• **STATED EXERCISE**: Show all lines from the data that include the word "components".

• **PROVIDED DATA**:
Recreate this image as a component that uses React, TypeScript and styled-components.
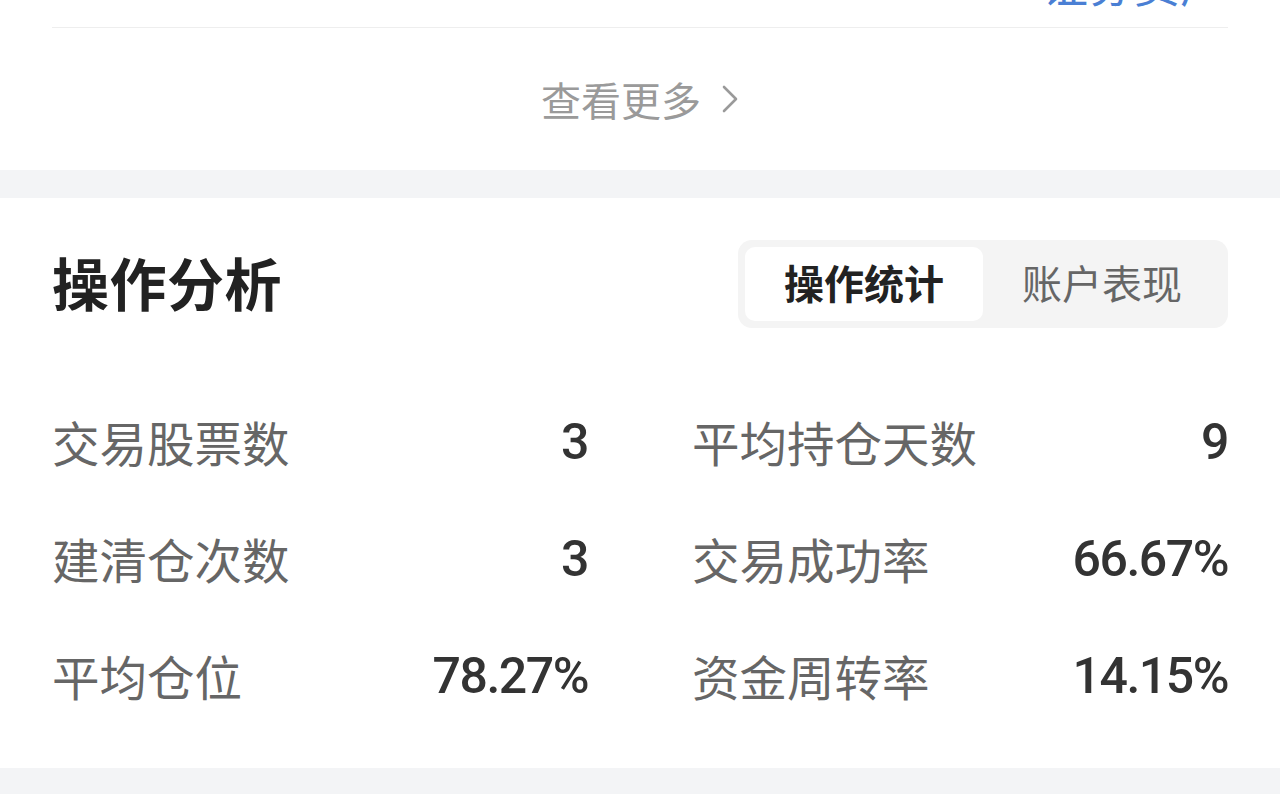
import styled, { createGlobalStyle } from "styled-components";

const GlobalStyle = createGlobalStyle`
  html, body {
    margin: 0;
    padding: 0;
    background: #ffffff;
    font-family: "Noto Sans CJK SC", "Noto Sans", sans-serif;
  }
  * {
    box-sizing: border-box;
  }
`;

const Page = styled.div`
  width: 1280px;
  height: 794px;
  overflow: hidden;
  display: flex;
  flex-direction: column;
  background: #f3f4f6;
`;

const TopCard = styled.section`
  background: #ffffff;
  padding: 0 52px;
  height: 170px;
  display: flex;
  flex-direction: column;
`;

// the row above is scrolled off; only the bottom of its link shows
const CutRow = styled.div`
  height: 28px;
  display: flex;
  justify-content: flex-end;
  align-items: flex-start;
  border-bottom: 1px solid #eeeeee;
`;

const CutLink = styled.span`
  font-size: 46px;
  line-height: 46px;
  color: #4a7fd4;
  margin-top: -41px;
  margin-right: 2px;
`;

const MoreRow = styled.div`
  flex: 1;
  display: flex;
  align-items: center;
  justify-content: center;
  gap: 20px;
  color: #9a9a9a;
  font-size: 40px;
  line-height: 1;
`;

const Band = styled.div<{ $h: number }>`
  height: ${(p) => p.$h}px;
  flex-shrink: 0;
`;

const Card = styled.section`
  background: #ffffff;
  padding: 42px 52px 0;
  height: 570px;
  flex-shrink: 0;
`;

const Header = styled.div`
  display: flex;
  align-items: center;
  justify-content: space-between;
  height: 88px;
`;

const Title = styled.h2`
  margin: 0 0 6px;
  font-size: 57px;
  font-weight: 700;
  color: #222222;
  letter-spacing: 0.5px;
`;

const Tabs = styled.div`
  width: 490px;
  height: 88px;
  padding: 7px;
  display: flex;
  background: #f4f4f4;
  border-radius: 14px;
`;

const Tab = styled.div<{ $active?: boolean }>`
  flex: 1;
  display: flex;
  align-items: center;
  justify-content: center;
  border-radius: 10px;
  font-size: 40px;
  padding-bottom: 4px;
  background: ${(p) => (p.$active ? "#ffffff" : "transparent")};
  color: ${(p) => (p.$active ? "#222222" : "#666666")};
  font-weight: ${(p) => (p.$active ? 700 : 400)};
`;

const Stats = styled.div`
  display: grid;
  grid-template-columns: 536px 536px;
  column-gap: 104px;
  margin-top: 55px;
`;

const Stat = styled.div`
  height: 117px;
  display: flex;
  align-items: center;
  justify-content: space-between;
`;

const Label = styled.span`
  font-size: 47.5px;
  color: #666666;
`;

const Value = styled.span`
  font-family: Roboto, "Noto Sans", sans-serif;
  font-size: 50px;
  font-weight: 500;
  letter-spacing: -1.5px;
  color: #333333;
`;

const stats: [string, string][] = [
  ["交易股票数", "3"],
  ["平均持仓天数", "9"],
  ["建清仓次数", "3"],
  ["交易成功率", "66.67%"],
  ["平均仓位", "78.27%"],
  ["资金周转率", "14.15%"],
];

const Chevron = () => (
  <svg width="18" height="30" viewBox="0 0 18 30" fill="none">
    <path d="M3 3 L15 15 L3 27" stroke="#9a9a9a" strokeWidth="2.6" strokeLinecap="round" strokeLinejoin="round" />
  </svg>
);

const App = () => {
  return (
    <>
      <GlobalStyle />
      <Page>
        <TopCard>
          <CutRow>
            <CutLink>证券资产</CutLink>
          </CutRow>
          <MoreRow>
            <span>查看更多</span>
            <Chevron />
          </MoreRow>
        </TopCard>
        <Band $h={28} />
        <Card>
          <Header>
            <Title>操作分析</Title>
            <Tabs>
              <Tab $active>操作统计</Tab>
              <Tab>账户表现</Tab>
            </Tabs>
          </Header>
          <Stats>
            {stats.map(([label, value]) => (
              <Stat key={label}>
                <Label>{label}</Label>
                <Value>{value}</Value>
              </Stat>
            ))}
          </Stats>
        </Card>
      </Page>
    </>
  );
};

export default App;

• **ANSWER TO THE PROBLEM**:
Recreate this image as a component that uses React, TypeScript and styled-components.
import styled, { createGlobalStyle } from "styled-components";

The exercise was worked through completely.